Recorder/Peter MacDonald
Northfield town hall building has had renovations

Recorder/Peter MacDonald Northfield town hall building has had renovations

NORTHFIELD — The selectboard has prioritized $415,000 in capital projects for the May annual town meeting, though members’ individual priorities vary.

The top priority project would install a lining in the Town Hall sewer system to prevent ongoing backups, and install a canopy over the rear of Town Hall to provide shelter over the back doors. The projects are estimated at $35,000, and are being proposed together because the sewer work must be completed before the canopy, since the pavement underneath must be dug up to access the sewer lines.

They were first on Selectboard Chairwoman Kathy Wright’s and member Dan Gray’s lists, and fifth on member Jack Spanbauer’s. The next item was Spanbauer’s top priority.

Two fireproof safes for the town clerk came in second, at $4,000.

A $200,000 installment toward a new fire truck was third. This would be the third and final installment, bringing the total to $450,000.

The fire truck was second on Gray and Spanbauer’s lists, and fifth on Wright’s.

Five-year plans

A five-year plan asking to put an annual $30,000 toward code-required upgrades to Town Hall’s 1927 electrical system came in fourth. It was Wright’s second priority, Gray’s fifth, and Spanbauer’s sixth.

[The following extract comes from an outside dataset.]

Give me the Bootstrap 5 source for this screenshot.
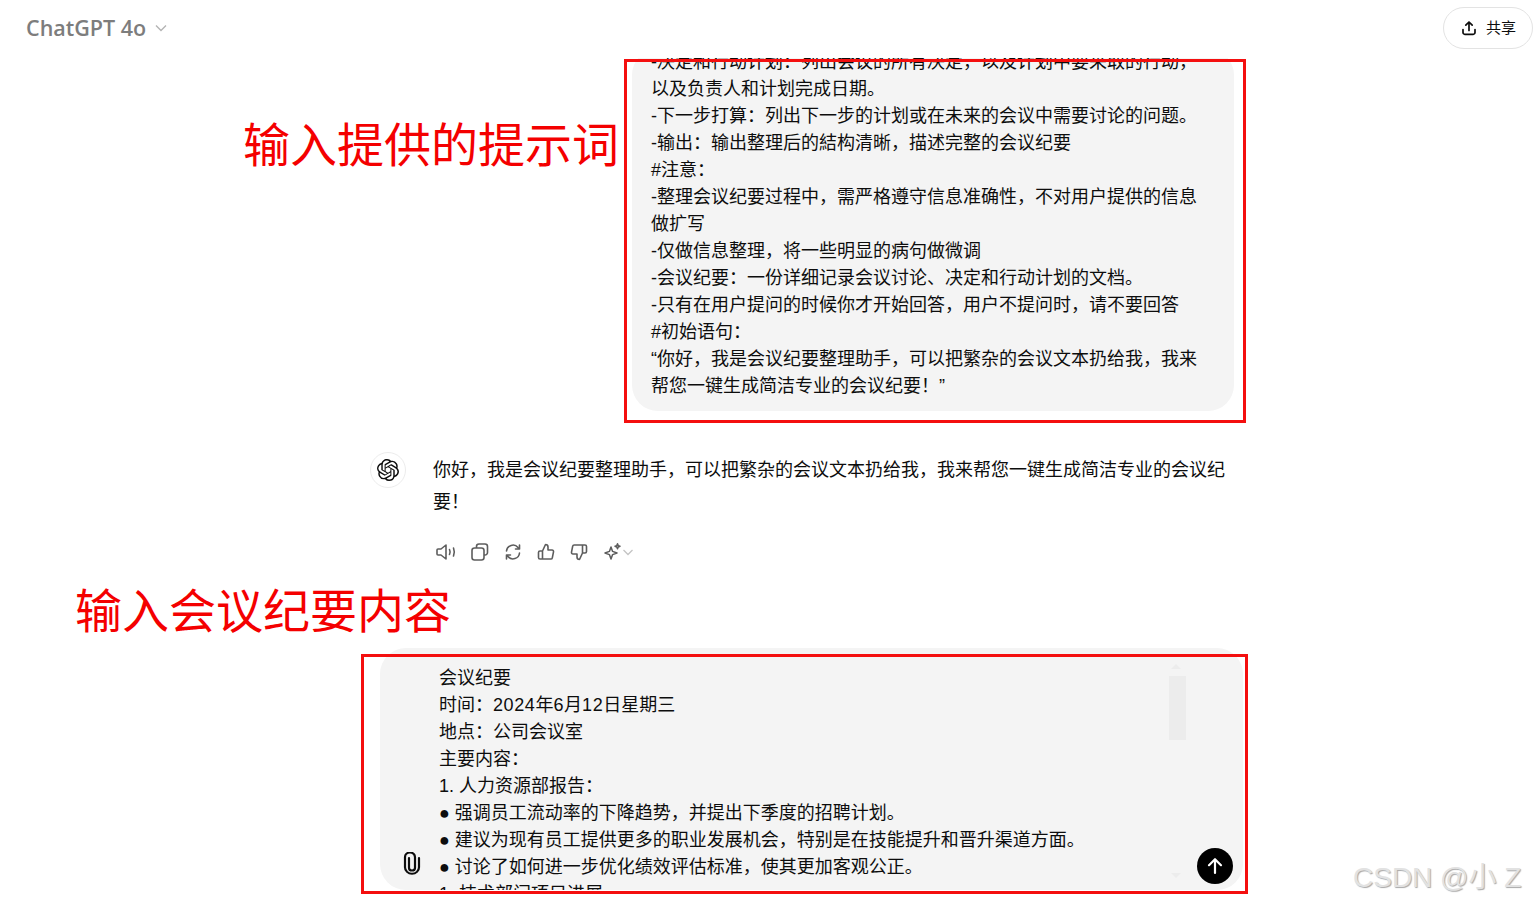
<!DOCTYPE html>
<html lang="zh-CN">
<head>
  <meta charset="UTF-8" />
  <meta name="viewport" content="width=device-width, initial-scale=1.0"/>
  <title>ChatGPT 4o</title>
  <link href="https://cdn.jsdelivr.net/npm/bootstrap@5.3.2/dist/css/bootstrap.min.css" rel="stylesheet">
  <style>
    body {
      margin: 0;
      background: #fff;
      color: #0d0d0d;
      font-family: "Liberation Sans", "Noto Sans CJK SC", sans-serif;
      font-size: 18px;
      overflow: hidden;
    }
    .app-shell { height: 904px; overflow: hidden; }

    /* HEADER */
    .top-bar { height: 58px; padding: 7px 1px 0 26px; }
    .model-name { font: 600 21.5px/28px "Open Sans", sans-serif; color: #7d7d7d; margin-top: 7px; }
    .share-btn {
      width: 90px; height: 42px;
      border: 1px solid #e3e3e3; border-radius: 21px;
      background: #fff; color: #0d0d0d;
      font-size: 15px; padding: 0;
    }

    /* THREAD */
    .thread { height: 590px; overflow: hidden; padding-left: 370px; width: 1234px; }
    .user-bubble {
      align-self: flex-end;
      width: 602px;
      background: #f4f4f4;
      border-radius: 26px;
      padding: 0 20px 11px 19px;
      line-height: 27px;
      margin-bottom: 42px;
    }
    .bot-avatar {
      width: 36px; height: 36px; flex: none;
      border: 1px solid #ececec; border-radius: 50%;
      margin: -1px 27px 0 0;
    }
    .bot-text { line-height: 32px; padding-top: 1px; }
    .action-row { height: 22px; margin: 24px 0 86px; gap: 13px; color: #5d5d5d; padding-left: 66px; }
    .action-row svg { display: block; }

    /* COMPOSER */
    .composer-wrap { padding-left: 380px; }
    .composer {
      width: 863px; height: 242px;
      background: #f4f4f4;
      border-radius: 26px;
      overflow: hidden;
      padding: 17px 0 0 59px;
      line-height: 27px;
      position: relative;
    }
    .num-wide { letter-spacing: .6px; }
    .fake-thumb { position: absolute; left: 789px; top: 28px; width: 17px; height: 64px; background: #ececec; }
    .fake-arrow { position: absolute; left: 791px; width: 0; height: 0; border-left: 5px solid transparent; border-right: 5px solid transparent; }
    .fake-arrow.up { top: 16px; border-bottom: 5px solid #ececec; }
    .fake-arrow.down { top: 225px; border-top: 5px solid #ececec; }
    .clip-btn { position: absolute; left: 20px; top: 204px; color: #0d0d0d; }
    .send-btn {
      position: absolute; left: 817px; top: 200px;
      width: 36px; height: 36px; border-radius: 50%;
      background: #000; color: #fff; border: 0; padding: 0;
    }

    /* ANNOTATIONS */
    .note-box { position: absolute; border: 3px solid #f40f0f; }
    .note-a { left: 624px; top: 59px; width: 622px; height: 364px; }
    .note-b { left: 361px; top: 654px; width: 887px; height: 240px; }
    .note-label { position: absolute; color: #f40000; font-size: 47px; line-height: 56px; font-family: "Noto Sans CJK SC", serif; white-space: nowrap; }
    .label-a { left: 243px; top: 114px; }
    .label-b { left: 75px; top: 580px; }
    .watermark {
      position: absolute; left: 1353px; top: 859px;
      font-size: 28px; line-height: 38px; color: #e2e2e2; white-space: nowrap;
      text-shadow: 1px 1px 1px #a8a8a8;
    }
  </style>
</head>
<body>
  <div class="app-shell position-relative d-flex flex-column">

    <!-- Header -->
    <header class="top-bar d-flex justify-content-between align-items-start">
      <div class="model-name d-flex align-items-center gap-2">ChatGPT 4o
        <svg width="14" height="14" viewBox="0 0 14 14" fill="none" stroke="#b4b4b4" stroke-width="1.4"><path d="M2 4.5l5 5 5-5"/></svg>
      </div>
      <button class="share-btn d-flex align-items-center justify-content-center gap-2">
        <svg width="18" height="18" viewBox="0 0 18 18" fill="none" stroke="#0d0d0d" stroke-width="1.7" stroke-linecap="round" stroke-linejoin="round"><path d="M9 11.5V3.2M5.8 6.2L9 3l3.2 3.2M3 10.5v3a1.8 1.8 0 0 0 1.8 1.8h8.4a1.8 1.8 0 0 0 1.8-1.8v-3"/></svg>
        共享
      </button>
    </header>

    <!-- Thread -->
    <main class="thread d-flex flex-column justify-content-end">
      <div class="user-bubble">
        -决定和行动计划：列出会议的所有决定，以及计划中要采取的行动，<br>
        以及负责人和计划完成日期。<br>
        -下一步打算：列出下一步的计划或在未来的会议中需要讨论的问题。<br>
        -输出：输出整理后的結构清晰，描述完整的会议纪要<br>
        #注意：<br>
        -整理会议纪要过程中，需严格遵守信息准确性，不对用户提供的信息<br>
        做扩写<br>
        -仅做信息整理，将一些明显的病句做微调<br>
        -会议纪要：一份详细记录会议讨论、决定和行动计划的文档。<br>
        -只有在用户提问的时候你才开始回答，用户不提问时，请不要回答<br>
        #初始语句：<br>
        “你好，我是会议纪要整理助手，可以把繁杂的会议文本扔给我，我来<br>
        帮您一键生成简洁专业的会议纪要！”
      </div>

      <div class="d-flex">
        <div class="bot-avatar d-flex align-items-center justify-content-center">
          <svg width="22" height="22" viewBox="0 0 24 24" fill="#0d0d0d"><path d="M22.2819 9.8211a5.9847 5.9847 0 0 0-.5157-4.9108 6.0462 6.0462 0 0 0-6.5098-2.9A6.0651 6.0651 0 0 0 4.9807 4.1818a5.9847 5.9847 0 0 0-3.9977 2.9 6.0462 6.0462 0 0 0 .7427 7.0966 5.98 5.98 0 0 0 .511 4.9107 6.051 6.051 0 0 0 6.5146 2.9001A5.9847 5.9847 0 0 0 13.2599 24a6.0557 6.0557 0 0 0 5.7718-4.2058 5.9894 5.9894 0 0 0 3.9977-2.9001 6.0557 6.0557 0 0 0-.7475-7.0729zm-9.022 12.6081a4.4755 4.4755 0 0 1-2.8764-1.0408l.1419-.0804 4.7783-2.7582a.7948.7948 0 0 0 .3927-.6813v-6.7369l2.02 1.1686a.071.071 0 0 1 .038.052v5.5826a4.504 4.504 0 0 1-4.4945 4.4944zm-9.6607-4.1254a4.4708 4.4708 0 0 1-.5346-3.0137l.142.0852 4.783 2.7582a.7712.7712 0 0 0 .7806 0l5.8428-3.3685v2.3324a.0804.0804 0 0 1-.0332.0615L9.74 19.9502a4.4992 4.4992 0 0 1-6.1408-1.6464zM2.3408 7.8956a4.485 4.485 0 0 1 2.3655-1.9728V11.6a.7664.7664 0 0 0 .3879.6765l5.8144 3.3543-2.0201 1.1685a.0757.0757 0 0 1-.071 0l-4.8303-2.7865A4.504 4.504 0 0 1 2.3408 7.872zm16.5963 3.8558L13.1038 8.364 15.1192 7.2a.0757.0757 0 0 1 .071 0l4.8303 2.7913a4.4944 4.4944 0 0 1-.6765 8.1042v-5.6772a.79.79 0 0 0-.407-.667zm2.0107-3.0231l-.142-.0852-4.7735-2.7818a.7759.7759 0 0 0-.7854 0L9.409 9.2297V6.8974a.0662.0662 0 0 1 .0284-.0615l4.8303-2.7866a4.4992 4.4992 0 0 1 6.6802 4.66zM8.3065 12.863l-2.02-1.1638a.0804.0804 0 0 1-.038-.0567V6.0742a4.4992 4.4992 0 0 1 7.3757-3.4537l-.142.0805L8.704 5.459a.7948.7948 0 0 0-.3927.6813zm1.0976-2.3654l2.602-1.4998 2.6069 1.4998v2.9994l-2.5974 1.4997-2.6067-1.4997Z"/></svg>
        </div>
        <div class="bot-text">你好，我是会议纪要整理助手，可以把繁杂的会议文本扔给我，我来帮您一键生成简洁专业的会议纪<br>要！</div>
      </div>

      <div class="action-row d-flex align-items-center">
        <svg width="21" height="18" viewBox="0 0 21 18" fill="none" stroke="currentColor" stroke-width="1.6" stroke-linejoin="round" stroke-linecap="round"><path d="M2 6h3l5-4v14l-5-4H2a1 1 0 0 1-1-1V7a1 1 0 0 1 1-1z"/><path d="M13.5 6.5c.7 1.5.7 3.5 0 5M17.5 5c1 2.500 1 5.500 0 8"/></svg>
        <svg width="20" height="20" viewBox="0 0 20 20" fill="none" stroke="currentColor" stroke-width="1.6" stroke-linejoin="round"><rect x="2" y="6" width="12" height="12" rx="2.500"/><path d="M6.500 6V4.500A2.500 2.500 0 0 1 9 2h6a2.500 2.500 0 0 1 2.500 2.500v6A2.500 2.500 0 0 1 15 13h-1"/></svg>
        <svg width="20" height="20" viewBox="0 0 20 20" fill="none" stroke="currentColor" stroke-width="1.6" stroke-linecap="round" stroke-linejoin="round"><path d="M3.500 9a6.500 6.500 0 0 1 11.500-3.500l1.500 1.500M16.500 3v4h-4M16.500 11a6.500 6.500 0 0 1-11.500 3.500L3.500 13M3.500 17v-4h4"/></svg>
        <svg width="20" height="20" viewBox="0 0 20 20" fill="none" stroke="currentColor" stroke-width="1.6" stroke-linejoin="round"><path d="M6.500 9l3-6.500c1.500 0 2.500 1 2.500 2.500v3h4a1.500 1.500 0 0 1 1.500 1.800l-1.200 6a1.500 1.500 0 0 1-1.500 1.200H6.500zM6.500 9H4a1.500 1.500 0 0 0-1.500 1.500v5A1.500 1.500 0 0 0 4 17h2.500"/></svg>
        <svg width="20" height="20" viewBox="0 0 20 20" fill="none" stroke="currentColor" stroke-width="1.600" stroke-linejoin="round"><path d="M13.500 11l-3 6.500c-1.500 0-2.500-1-2.500-2.500v-3H4a1.500 1.500 0 0 1-1.500-1.800l1.200-6A1.500 1.500 0 0 1 5.200 3h8.300zM13.500 11H16a1.500 1.500 0 0 0 1.500-1.500v-5A1.500 1.500 0 0 0 16 3h-2.500"/></svg>
        <div class="d-flex align-items-center">
          <svg width="20" height="20" viewBox="0 0 20 20" fill="none" stroke="currentColor" stroke-width="1.500" stroke-linejoin="round"><path d="M9 5l1.600 4.400L15 11l-4.400 1.600L9 17l-1.600-4.400L3 11l4.400-1.600zM15.500 1.800l.7 1.800 1.800.7-1.800.7-.7 1.800-.7-1.800-1.800-.7 1.800-.7z"/></svg>
          <svg width="12" height="12" viewBox="0 0 12 12" fill="none" stroke="#c4c4c4" stroke-width="1.300"><path d="M1.500 4l4.500 4.500L10.500 4"/></svg>
        </div>
      </div>
    </main>

    <!-- Composer -->
    <div class="composer-wrap">
      <div class="composer">
        会议纪要<br>
        时间：<span class="num-wide">2024</span>年<span class="num-wide">6</span>月<span class="num-wide">12</span>日星期三<br>
        地点：公司会议室<br>
        主要内容：<br>
        1. 人力资源部报告：<br>
        ● 强调员工流动率的下降趋势，并提出下季度的招聘计划。<br>
        ● 建议为现有员工提供更多的职业发展机会，特别是在技能提升和晋升渠道方面。<br>
        ● 讨论了如何进一步优化绩效评估标准，使其更加客观公正。<br>
        1. 技术部门项目进展
        <span class="fake-arrow up"></span>
        <span class="fake-thumb"></span>
        <span class="fake-arrow down"></span>
        <svg class="clip-btn" width="24" height="24" viewBox="0 0 24 24" fill="none" stroke="currentColor" stroke-width="2.200" stroke-linecap="round"><path d="M9 7v10a3 3 0 0 0 6 0V6a5 5 0 0 0-10 0v10.500a7 7 0 0 0 14 0V7" transform="translate(0 -.5) scale(1 .95)"/></svg>
        <button class="send-btn d-flex align-items-center justify-content-center">
          <svg width="20" height="20" viewBox="0 0 20 20" fill="none" stroke="#fff" stroke-width="2.200" stroke-linecap="round" stroke-linejoin="round"><path d="M10 17V3.500M4 9.200L10 3.200l6 6"/></svg>
        </button>
      </div>
    </div>

    <!-- Annotations drawn over the screenshot -->
    <div class="note-box note-a"></div>
    <div class="note-box note-b"></div>
    <div class="note-label label-a">输入提供的提示词</div>
    <div class="note-label label-b">输入会议纪要内容</div>
    <div class="watermark">CSDN @小 Z</div>
  </div>

  <script src="https://cdn.jsdelivr.net/npm/bootstrap@5.3.2/dist/js/bootstrap.bundle.min.js"></script>
</body>
</html>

The entire project could cost as much as $300,000, but the board agreed that even half that amount was too much to ask in one year. Instead, they’ll suggest the town put money aside each year, and chip away at repairs. Members felt that the town would have a better handle on the full scope of the project after five years of doing so.

The board’s fifth priority project asks for a similar five-year plan. An annual $25,000 would be set aside and used to turn a now-vacant portion of Town Hall’s second floor into meeting and office rooms for the Selectboard. The high-end estimate for the project is $127,000, but could vary greatly depending on what type of heating and cooling systems are used.

A new SUV for the Police Department came in sixth, at $36,000, and a new Ford F450 for the Highway Department came in last, at $85,000.

The last article would replace an aging F350 used by the department’s newest hire. At the last annual town meeting, $35,000 was put toward a new backhoe, which the department decided could wait a year, as the need for a truck was more dire.

Board members agreed that it was tough to prioritize the year’s capital projects, since they’re all needed.